Frequently Asked Questions

Why record at highest sampling/bits per sample rates?
User: kmaclean
Date: 1/1/2010 12:06 pm
Views: 9512
Rating: 18


Speech Recognition Engines need Acoustic Models trained with speech audio that has the same sampling rate and bits per sample as the speech it will recognize.  The different speech mediums have limitations that affect speech recognition.

Telephony Bandwidth Limitations 

For example, for telephony speech recognition, the limitation is the 64kbps bandwidth of a telephone line.  This only permits a sampling rate of 8kHz and a sampling resolution of 8-bits per sample.

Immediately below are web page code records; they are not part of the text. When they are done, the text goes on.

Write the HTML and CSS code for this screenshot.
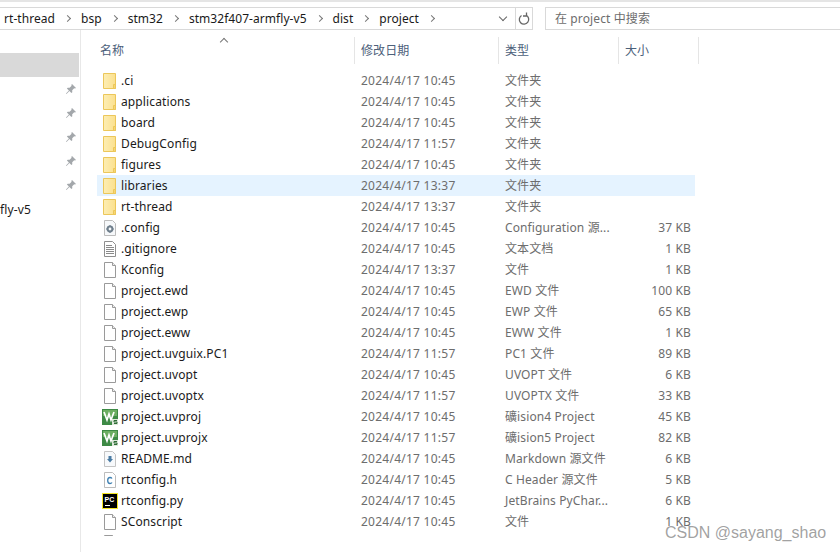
FILE: index.html

```html
<!DOCTYPE html>
<html lang="zh-CN">
<head>
  <meta charset="UTF-8">
  <title>project</title>
  <link rel="stylesheet" href="styles.css">
</head>
<body>

  <svg class="defs" width="0" height="0">
    <defs>
      <linearGradient id="folder-fill" x1="0" y1="0" x2="1" y2="0">
        <stop offset="0" stop-color="#fdeeb4"/>
        <stop offset="1" stop-color="#fbe08e"/>
      </linearGradient>
    </defs>
    <symbol id="folder" viewBox="0 0 16 16">
      <path d="M1.5 .5h12v15h-12z" fill="url(#folder-fill)" stroke="#ecc75a"/>
      <path d="M11.5 15.500v-4h2v4z" fill="#f8d672" stroke="#ecc75a"/>
    </symbol>
    <symbol id="file" viewBox="0 0 16 16">
      <path d="M2.5 .5h8l3 3v12h-11z" fill="#fff" stroke="#9a9a9a"/>
      <path d="M10.5 .5v3h3" fill="#eee" stroke="#9a9a9a"/>
    </symbol>
    <symbol id="text" viewBox="0 0 16 16">
      <path d="M2.5 .5h8l3 3v12h-11z" fill="#fff" stroke="#8f8f8f"/>
      <path d="M4 4.500h6M4 6.500h8M4 8.500h8M4 10.500h8M4 12.500h8" stroke="#8a8a8a"/>
    </symbol>
    <symbol id="gear" viewBox="0 0 16 16">
      <path d="M2.5 .5h8l3 3v12h-11z" fill="#f6f8fa" stroke="#bcbcbc"/>
      <circle cx="8" cy="9" r="2.4" fill="none" stroke="#6f7f8c" stroke-width="2"/>
      <path d="M8 5v1.500M8 11.500V13M4 9h1.500M10.500 9H12" stroke="#6f7f8c" stroke-width="1.2"/>
    </symbol>
    <symbol id="readme" viewBox="0 0 16 16">
      <path d="M2.500 .5h8l3 3v12h-11z" fill="#f7f9fb" stroke="#c4c4c4"/>
      <path d="M6.500 5h3v3h1.500L8 11.500 5 8h1.500z" fill="#4a7ba3"/>
    </symbol>
    <symbol id="cfile" viewBox="0 0 16 16">
      <path d="M2.500 .5h8l3 3v12h-11z" fill="#fff" stroke="#bcbcbc"/>
      <path d="M10 6.500Q9.300 5.500 8 5.500 5.700 5.500 5.700 8.500T8 11.500Q9.300 11.500 10 10.500" fill="none" stroke="#3c7fb1" stroke-width="1.3"/>
    </symbol>
    <symbol id="keil" viewBox="0 0 16 16">
      <rect width="16" height="16" fill="#3d8a45"/>
      <path d="M1 1h14v6H1z" fill="#6cae62"/>
      <path d="M2 3l3 8 2-6 2 6 3-8" fill="none" stroke="#fff" stroke-width="1.7"/>
      <rect x="10" y="10" width="6" height="6" fill="#dfe8dc"/>
      <path d="M15 11.500h-3v1.500h3v1.500h-3" fill="none" stroke="#2d6b35"/>
    </symbol>
    <symbol id="pycharm" viewBox="0 0 16 16">
      <rect width="16" height="16" fill="#f5e625"/>
      <rect x="1" y="1" width="14" height="14" fill="#000"/>
      <path d="M3 12h5v1H3z" fill="#fff"/>
      <text x="2.500" y="8.500" class="pc-mark">PC</text>
    </symbol>
    <symbol id="pin" viewBox="0 0 12 12">
      <path d="M7 1l4 4-1 .6-.8-.3-2 2 .1 1.900-.9.800-2-2L1.500 11 1 10.500l2.900-2.900-2-2 .8-.9 1.900.1 2-2L6.300 2z" fill="#a3a7ab"/>
    </symbol>
  </svg>

  <div class="window">
    <div class="toolbar">
      <div class="address">
        <div class="crumbs">
          <span>rt-thread</span><i class="sep"></i>
          <span>bsp</span><i class="sep"></i>
          <span>stm32</span><i class="sep"></i>
          <span>stm32f407-armfly-v5</span><i class="sep"></i>
          <span>dist</span><i class="sep"></i>
          <span>project</span><i class="sep"></i>
        </div>
        <i class="chevron"></i>
        <div class="refresh">
          <svg width="12" height="14" viewBox="0 0 12 14"><path d="M3.500 3.500A4.700 4.700 0 1 0 8 3.200M8.500 .5v3.500H5" fill="none" stroke="#666" stroke-width="1.3"/></svg>
        </div>
      </div>
      <div class="search">在 project 中搜索</div>
    </div>

    <div class="main">
      <nav class="sidebar">
        <div class="nav-item selected"></div>
        <div class="nav-item"><svg class="pin"><use href="#pin"/></svg></div>
        <div class="nav-item"><svg class="pin"><use href="#pin"/></svg></div>
        <div class="nav-item"><svg class="pin"><use href="#pin"/></svg></div>
        <div class="nav-item"><svg class="pin"><use href="#pin"/></svg></div>
        <div class="nav-item"><svg class="pin"><use href="#pin"/></svg></div>
        <div class="nav-item nav-label">fly-v5</div>
      </nav>

      <section class="files">
        <div class="sort-arrow"></div>
        <div class="head">
          <div class="col-name">名称</div>
          <div class="col-date">修改日期</div>
          <div class="col-type">类型</div>
          <div class="col-size">大小</div>
        </div>

        <div class="rows">
          <div class="row"><span class="name"><svg class="icon"><use href="#folder"/></svg>.ci</span><span class="date">2024/4/17 10:45</span><span class="type">文件夹</span><span class="size"></span></div>
          <div class="row"><span class="name"><svg class="icon"><use href="#folder"/></svg>applications</span><span class="date">2024/4/17 10:45</span><span class="type">文件夹</span><span class="size"></span></div>
          <div class="row"><span class="name"><svg class="icon"><use href="#folder"/></svg>board</span><span class="date">2024/4/17 10:45</span><span class="type">文件夹</span><span class="size"></span></div>
          <div class="row"><span class="name"><svg class="icon"><use href="#folder"/></svg>DebugConfig</span><span class="date">2024/4/17 11:57</span><span class="type">文件夹</span><span class="size"></span></div>
          <div class="row"><span class="name"><svg class="icon"><use href="#folder"/></svg>figures</span><span class="date">2024/4/17 10:45</span><span class="type">文件夹</span><span class="size"></span></div>
          <div class="row hover"><span class="name"><svg class="icon"><use href="#folder"/></svg>libraries</span><span class="date">2024/4/17 13:37</span><span class="type">文件夹</span><span class="size"></span></div>
          <div class="row"><span class="name"><svg class="icon"><use href="#folder"/></svg>rt-thread</span><span class="date">2024/4/17 13:37</span><span class="type">文件夹</span><span class="size"></span></div>
          <div class="row"><span class="name"><svg class="icon"><use href="#gear"/></svg>.config</span><span class="date">2024/4/17 10:45</span><span class="type">Configuration 源...</span><span class="size">37 KB</span></div>
          <div class="row"><span class="name"><svg class="icon"><use href="#text"/></svg>.gitignore</span><span class="date">2024/4/17 10:45</span><span class="type">文本文档</span><span class="size">1 KB</span></div>
          <div class="row"><span class="name"><svg class="icon"><use href="#file"/></svg>Kconfig</span><span class="date">2024/4/17 13:37</span><span class="type">文件</span><span class="size">1 KB</span></div>
          <div class="row"><span class="name"><svg class="icon"><use href="#file"/></svg>project.ewd</span><span class="date">2024/4/17 10:45</span><span class="type">EWD 文件</span><span class="size">100 KB</span></div>
          <div class="row"><span class="name"><svg class="icon"><use href="#file"/></svg>project.ewp</span><span class="date">2024/4/17 10:45</span><span class="type">EWP 文件</span><span class="size">65 KB</span></div>
          <div class="row"><span class="name"><svg class="icon"><use href="#file"/></svg>project.eww</span><span class="date">2024/4/17 10:45</span><span class="type">EWW 文件</span><span class="size">1 KB</span></div>
          <div class="row"><span class="name"><svg class="icon"><use href="#file"/></svg>project.uvguix.PC1</span><span class="date">2024/4/17 11:57</span><span class="type">PC1 文件</span><span class="size">89 KB</span></div>
          <div class="row"><span class="name"><svg class="icon"><use href="#file"/></svg>project.uvopt</span><span class="date">2024/4/17 10:45</span><span class="type">UVOPT 文件</span><span class="size">6 KB</span></div>
          <div class="row"><span class="name"><svg class="icon"><use href="#file"/></svg>project.uvoptx</span><span class="date">2024/4/17 11:57</span><span class="type">UVOPTX 文件</span><span class="size">33 KB</span></div>
          <div class="row"><span class="name"><svg class="icon"><use href="#keil"/></svg>project.uvproj</span><span class="date">2024/4/17 10:45</span><span class="type">礦ision4 Project</span><span class="size">45 KB</span></div>
          <div class="row"><span class="name"><svg class="icon"><use href="#keil"/></svg>project.uvprojx</span><span class="date">2024/4/17 11:57</span><span class="type">礦ision5 Project</span><span class="size">82 KB</span></div>
          <div class="row"><span class="name"><svg class="icon"><use href="#readme"/></svg>README.md</span><span class="date">2024/4/17 10:45</span><span class="type">Markdown 源文件</span><span class="size">6 KB</span></div>
          <div class="row"><span class="name"><svg class="icon"><use href="#cfile"/></svg>rtconfig.h</span><span class="date">2024/4/17 10:45</span><span class="type">C Header 源文件</span><span class="size">5 KB</span></div>
          <div class="row"><span class="name"><svg class="icon"><use href="#pycharm"/></svg>rtconfig.py</span><span class="date">2024/4/17 10:45</span><span class="type">JetBrains PyChar...</span><span class="size">6 KB</span></div>
          <div class="row"><span class="name"><svg class="icon"><use href="#file"/></svg>SConscript</span><span class="date">2024/4/17 10:45</span><span class="type">文件</span><span class="size">1 KB</span></div>
          <div class="row"><span class="name"><svg class="icon"><use href="#file"/></svg></span></div>
        </div>
      </section>
    </div>
  </div>

  <div class="watermark">CSDN @sayang_shao</div>

</body>
</html>
```

FILE: styles.css

```css
html, body {
  margin: 0;
  height: 100%;
  overflow: hidden;
  background: #fff;
}
body {
  font-family: "Noto Sans", "Noto Sans CJK SC", sans-serif;
  font-size: 12px;
  letter-spacing: .12px;
  color: #1a1a1a;
}
.defs {
  display: block;
  height: 0;
}
.pc-mark {
  font-family: "Liberation Sans", sans-serif;
  font-size: 7px;
  font-weight: bold;
  fill: #fff;
}

.window {
  height: 552px;
  display: flex;
  flex-direction: column;
  border-top: 2px solid #e5e5e5;
  padding-top: 5px;
  box-sizing: border-box;
}

/* address bar + search */
.toolbar {
  display: flex;
  height: 23px;
  gap: 12px;
}
.address {
  width: 533px;
  box-sizing: border-box;
  display: flex;
  align-items: center;
  border: 1px solid #d9d9d9;
  border-left: none;
}
.crumbs {
  flex: 1;
  display: flex;
  align-items: center;
  padding-left: 4px;
  letter-spacing: .05px;
}
.sep {
  width: 4px;
  height: 4px;
  margin: 0 11px 0 10px;
  border-top: 1px solid #777;
  border-right: 1px solid #777;
  transform: rotate(45deg);
}
.chevron {
  width: 5px;
  height: 5px;
  margin: 0 9px 3px 0;
  border-right: 1.5px solid #666;
  border-bottom: 1.5px solid #666;
  transform: rotate(45deg);
}
.refresh {
  width: 16px;
  height: 21px;
  display: flex;
  align-items: center;
  justify-content: center;
  border-left: 1px solid #d9d9d9;
}
.search {
  flex: 1;
  box-sizing: border-box;
  border: 1px solid #d9d9d9;
  border-right: none;
  padding-left: 9px;
  line-height: 21px;
  color: #6d6d6d;
}

.main {
  flex: 1;
  display: flex;
  min-height: 0;
}

/* left tree */
.sidebar {
  width: 81px;
  flex: none;
  box-sizing: border-box;
  border-right: 1px solid #e8e8e8;
  padding-top: 23px;
}
.nav-item {
  height: 24px;
  width: 79px;
  display: flex;
  align-items: center;
  justify-content: flex-end;
  padding-right: 2px;
  box-sizing: border-box;
}
.nav-item.selected {
  background: #d9d9d9;
}
.pin {
  width: 12px;
  height: 12px;
}
.nav-label {
  justify-content: flex-start;
  padding: 0;
}

/* file list */
.files {
  flex: 1;
  position: relative;
  min-width: 0;
}
.sort-arrow {
  position: absolute;
  left: 140px;
  top: 9px;
  width: 5px;
  height: 5px;
  border-top: 1px solid #777;
  border-left: 1px solid #777;
  transform: rotate(45deg);
}
.head {
  height: 27px;
  margin-top: 7px;
  display: grid;
  grid-template-columns: 274px 144px 120px 80px;
  color: #4c607a;
}
.head div {
  padding-left: 6px;
  line-height: 27px;
  border-right: 1px solid #e5e5e5;
}
.head .col-name {
  padding-left: 19px;
}
.rows {
  margin-top: 6px;
  height: 466px;
  overflow: hidden;
}
.row {
  display: grid;
  grid-template-columns: 264px 144px 120px 66px;
  height: 21px;
  line-height: 21px;
  margin-left: 16px;
  width: 598px;
  white-space: nowrap;
  color: #6d6d6d;
}
.row.hover {
  background: #e5f3ff;
}
.name {
  display: flex;
  align-items: center;
  color: #1a1a1a;
  padding-left: 5px;
}
.icon {
  width: 16px;
  height: 16px;
  margin-right: 3px;
  flex: none;
}
.date {
  letter-spacing: .25px;
}
.size {
  text-align: right;
}

.watermark {
  position: absolute;
  left: 665px;
  top: 524px;
  font-family: "Liberation Sans", sans-serif;
  font-size: 16px;
  letter-spacing: 0;
  color: rgba(120, 120, 120, .7);
}
```
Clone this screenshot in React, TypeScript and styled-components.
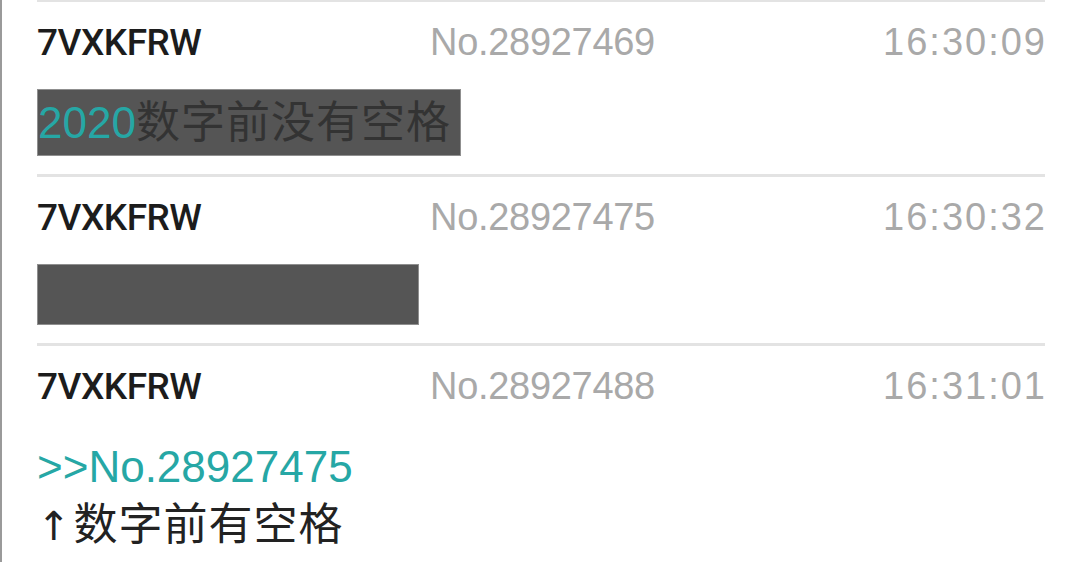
import React from "react";
import styled, { createGlobalStyle } from "styled-components";

const GlobalStyle = createGlobalStyle`
  html, body {
    margin: 0;
    padding: 0;
    background: #ffffff;
  }
  body {
    font-family: "Liberation Sans", "Noto Sans CJK SC", sans-serif;
    overflow: hidden;
  }
`;

type Segment = { text: string; link?: boolean; symbol?: boolean };

type PostData = {
  id: string;
  user: string;
  no: string;
  time: string;
  spoiler?: { segments: Segment[]; width?: number };
  lines?: Segment[][];
};

const posts: PostData[] = [
  {
    id: "1",
    user: "7VXKFRW",
    no: "No.28927469",
    time: "16:30:09",
    spoiler: {
      segments: [{ text: "2020", link: true }, { text: "数字前没有空格" }],
    },
  },
  {
    id: "2",
    user: "7VXKFRW",
    no: "No.28927475",
    time: "16:30:32",
    spoiler: { segments: [], width: 382 },
  },
  {
    id: "3",
    user: "7VXKFRW",
    no: "No.28927488",
    time: "16:31:01",
    lines: [
      [{ text: ">>No.28927475", link: true }],
      [{ text: "↑", symbol: true }, { text: "数字前有空格" }],
    ],
  },
];

const Page = styled.div`
  min-height: 100vh;
  box-sizing: border-box;
  border-left: 2px solid #9a9a9a;
  padding: 0 35px 0 35px;
  margin-top: -1px;
`;

const Post = styled.article`
  border-top: 3px solid #e3e3e3;
  padding-bottom: 18px;
`;

const Header = styled.header`
  display: grid;
  grid-template-columns: 393px 1fr auto;
  align-items: baseline;
  padding-top: 18px;
  height: 44px;
  line-height: 44px;
  font-size: 38px;
`;

const User = styled.span`
  font-family: "Roboto", "Liberation Sans", sans-serif;
  font-weight: 500;
  font-size: 37px;
  color: #1c1c1c;
  letter-spacing: -0.5px;
`;

const PostNo = styled.span`
  color: #a9a9a9;
  letter-spacing: -0.3px;
`;

const Time = styled.span`
  color: #a9a9a9;
  letter-spacing: 2px;
  margin-right: -2px;
`;

const Spoiler = styled.div<{ $width?: number }>`
  margin-top: 25px;
  box-sizing: border-box;
  width: ${(p) => (p.$width ? `${p.$width}px` : "fit-content")};
  min-height: 61px;
  padding-right: 9px;
  background: #555555;
  border: 1px solid #8f8f8f;
  font-size: 44px;
  line-height: 65px;
  color: #333333;
`;

const Body = styled.div`
  margin-top: 30px;
  font-size: 44px;
  color: #222222;
`;

const Line = styled.div`
  line-height: 58px;
`;

const Seg = styled.span<{ $link?: boolean; $symbol?: boolean }>`
  color: ${(p) => (p.$link ? "#26a7a5" : "inherit")};
  letter-spacing: ${(p) => (p.$link ? "0" : "1px")};
  font-family: ${(p) =>
    p.$symbol ? `"DejaVu Sans", sans-serif` : "inherit"};
  font-size: ${(p) => (p.$symbol ? "40px" : "inherit")};
  margin-right: ${(p) => (p.$symbol ? "2px" : "0")};
`;

const renderSegments = (segments: Segment[]) =>
  segments.map((s, i) => (
    <Seg key={i} $link={s.link} $symbol={s.symbol}>
      {s.text}
    </Seg>
  ));

const App = () => {
  return (
    <>
      <GlobalStyle />
      <Page>
        {posts.map((post) => (
          <Post key={post.id}>
            <Header>
              <User>{post.user}</User>
              <PostNo>{post.no}</PostNo>
              <Time>{post.time}</Time>
            </Header>
            {post.spoiler && (
              <Spoiler $width={post.spoiler.width}>
                {renderSegments(post.spoiler.segments)}
              </Spoiler>
            )}
            {post.lines && (
              <Body>
                {post.lines.map((line, i) => (
                  <Line key={i}>{renderSegments(line)}</Line>
                ))}
              </Body>
            )}
          </Post>
        ))}
      </Page>
    </>
  );
};

export default App;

Therefore, to perform speech recognition on a telephone line, you need Acoustic Models trained using audio recorded at an 8kHz sampling rate with 8-bits per sample.  VoIP applications usually have the same limitations since they allow interconnection to Public Service Telephone Network (PSTN).

Desktop Sound Card and Processor Limitations 

For desktop Command and Control applications,  your PC's sound card determines your maximum sampling rate and bits per sample, and the power of your CPU determines what kinds of acoustic models your Speech Recognition Engine can process efficiently.

So why record at highest sampling/bits per sample rates?

Speech Recognition Engines work best with Acoustic Models trained with audio recorded at higher sampling rate and bits per sample.  However, since current hardware (CPUs and/or sound cards) is not powerful enough to support Acoustic Models trained at higher sampling rates and bits per sample, and telephony applications have bandwidth limitations (as discussed above), a compromise is required.  VoxForge has decided that the best approach (for now) is to collect speech recorded at the highest sampling rate your audio card support, at 16-bits per sample, and then downsample the audio to sampling rates that can be supported by the speech medium

For example, for Command and Control applications on a desktop PC, you can downsample the 48kHz/16-bit audio to 16kHz/16-bit audio, and create Acoustic Models from this.  This approach permits us to be backward compatible with older Sound Cards that may not support the higher sampling rates/bits per sample, and also permit us to look to the future so that any submitted audio at higher sampling rates/bits per sample will be usable down the road when Sound Cards that support higher sampling rates/bits per sample will become more common, and processing power increases.

For Telephony applications, to create Acoustic Models from audio recorded at a sample rate of 48kHz with 16-bits per sample, you must first downsample the audio to a sample rate of 8kHz/8-bit per sample, and then create an Acoustic Model from this.

Some VoIP PBXs, such as Asterisk, actually represent audio data internally at 8kHz/16-bit sampling rates, even though the codec used might only support 8kHz/8-bit sampling rates.  Therefore VoIP PBX's like Asterisk can use Acoustic Models trained on audio with8kHz/16-bit sampling rates.